Which Pokémon starter is the best? [None of this Mudkip, Torchic, Treeko bullhonky]

  • Squirtle
  • Charmander
  • Bulbasaur

Team Squirtle:

Jon Rabar – Publishing Division Consultant Squirtle is the best starter because his evolved form is literally a goddamn battleship

Victoria Edel – Managing Editor Squirtle is the best because he looks baller in sunglasses.
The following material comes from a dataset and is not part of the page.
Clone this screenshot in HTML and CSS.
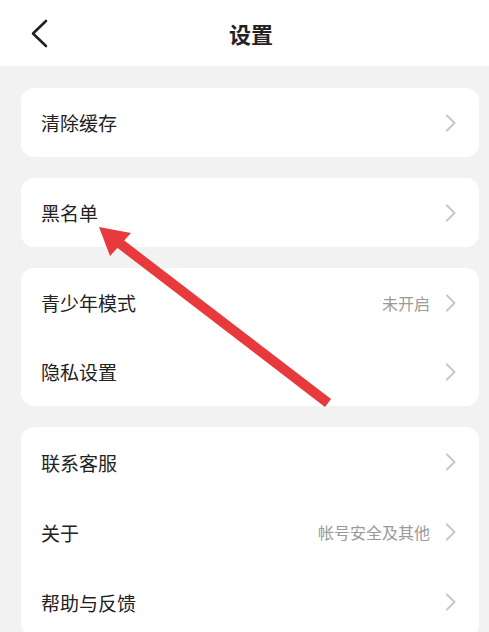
FILE: index.html
```html
<!DOCTYPE html>
<html lang="zh-CN">
<head>
<meta charset="utf-8">
<title>设置</title>
<link rel="stylesheet" href="styles.css">
</head>
<body>
<div class="page">
  <header class="topbar">
    <div class="back">
      <svg width="18" height="30" viewBox="0 0 18 30"><path d="M16 2 L3 14.5 L16 27" fill="none" stroke="#222" stroke-width="2.6" stroke-linecap="round" stroke-linejoin="round"/></svg>
    </div>
    <h1 class="title">设置</h1>
    <div></div>
  </header>
  <main class="content">
    <section class="card">
      <div class="row"><span class="label">清除缓存</span><span class="right"><svg class="chev" width="12" height="18" viewBox="0 0 12 18"><path d="M2 1.5 L9.5 9 L2 16.5" fill="none" stroke="#c6c6c6" stroke-width="2" stroke-linecap="round" stroke-linejoin="round"/></svg></span></div>
    </section>
    <section class="card">
      <div class="row"><span class="label">黑名单</span><span class="right"><svg class="chev" width="12" height="18" viewBox="0 0 12 18"><path d="M2 1.5 L9.5 9 L2 16.5" fill="none" stroke="#c6c6c6" stroke-width="2" stroke-linecap="round" stroke-linejoin="round"/></svg></span></div>
    </section>
    <section class="card">
      <div class="row"><span class="label">青少年模式</span><span class="right"><span class="value">未开启</span><svg class="chev" width="12" height="18" viewBox="0 0 12 18"><path d="M2 1.5 L9.5 9 L2 16.5" fill="none" stroke="#c6c6c6" stroke-width="2" stroke-linecap="round" stroke-linejoin="round"/></svg></span></div>
      <div class="row"><span class="label">隐私设置</span><span class="right"><svg class="chev" width="12" height="18" viewBox="0 0 12 18"><path d="M2 1.5 L9.5 9 L2 16.5" fill="none" stroke="#c6c6c6" stroke-width="2" stroke-linecap="round" stroke-linejoin="round"/></svg></span></div>
    </section>
    <section class="card">
      <div class="row"><span class="label">联系客服</span><span class="right"><svg class="chev" width="12" height="18" viewBox="0 0 12 18"><path d="M2 1.5 L9.5 9 L2 16.5" fill="none" stroke="#c6c6c6" stroke-width="2" stroke-linecap="round" stroke-linejoin="round"/></svg></span></div>
      <div class="row"><span class="label">关于</span><span class="right"><span class="value">帐号安全及其他</span><svg class="chev" width="12" height="18" viewBox="0 0 12 18"><path d="M2 1.5 L9.5 9 L2 16.5" fill="none" stroke="#c6c6c6" stroke-width="2" stroke-linecap="round" stroke-linejoin="round"/></svg></span></div>
      <div class="row"><span class="label">帮助与反馈</span><span class="right"><svg class="chev" width="12" height="18" viewBox="0 0 12 18"><path d="M2 1.5 L9.5 9 L2 16.5" fill="none" stroke="#c6c6c6" stroke-width="2" stroke-linecap="round" stroke-linejoin="round"/></svg></span></div>
    </section>
  </main>
  <svg class="annot" width="489" height="632" viewBox="0 0 489 632">
    <line x1="118" y1="242" x2="328" y2="403" stroke="#e8393c" stroke-width="10"/>
    <polygon points="99,227 131,233 110,256" fill="#e8393c"/>
  </svg>
</div>
</body>
</html>
```

FILE: styles.css
```css
html, body {
  margin: 0;
  padding: 0;
}
body {
  background: #f2f2f2;
  font-family: "Noto Sans CJK SC", "Noto Sans", sans-serif;
  color: #222;
  overflow: hidden;
}
.page {
  position: relative;
  width: 489px;
  height: 632px;
  overflow: hidden;
}
.topbar {
  height: 66px;
  background: #fff;
  display: grid;
  grid-template-columns: 1fr auto 1fr;
  align-items: center;
  padding-left: 13px;
  box-sizing: border-box;
}
.back {
  display: flex;
  align-items: center;
  padding-left: 17px;
  padding-top: 2px;
}
.back svg {
  display: block;
}
.title {
  margin: 0;
  font-size: 22px;
  font-weight: 700;
  color: #222;
  line-height: 1;
}
.content {
  display: flex;
  flex-direction: column;
  gap: 21px;
  padding: 22px 10px 0 21px;
}
.card {
  background: #fff;
  border-radius: 13px;
  display: flex;
  flex-direction: column;
}
.row {
  height: 69px;
  display: flex;
  align-items: center;
  justify-content: space-between;
  padding: 0 22px 0 20px;
}
.card:last-child .row {
  height: 70px;
}
.label {
  font-size: 19px;
  color: #222;
}
.right {
  display: flex;
  align-items: center;
  gap: 15px;
}
.value {
  font-size: 16px;
  color: #9a9a9a;
}
.chev {
  display: block;
}
.annot {
  position: absolute;
  left: 0;
  top: 0;
  pointer-events: none;
}
```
Nicole Jarvis – Deputy Guide Editor  1. Squirtle is adorable and I am admittedly superficial with regards to my Pokémon. 2. It attacks using bubbles 3. Squirrel + Turtle = Squirtle, and those are both adorable animals. Plus I’m partial to Water-Type Pokemon. Always.

Team Charmander:

Ryan Bacic – Senior Sports Editor As a certified Pokemon Master (I won my grade’s Red and Blue tournament in high school), I’m frankly embarrassed that this question is even being asked. Charizard is a powerhouse — give me that Flamethrower, Slash, Hyper Beam, Earthquake moveset all day, erry day. Boom, you’re dead. Get out.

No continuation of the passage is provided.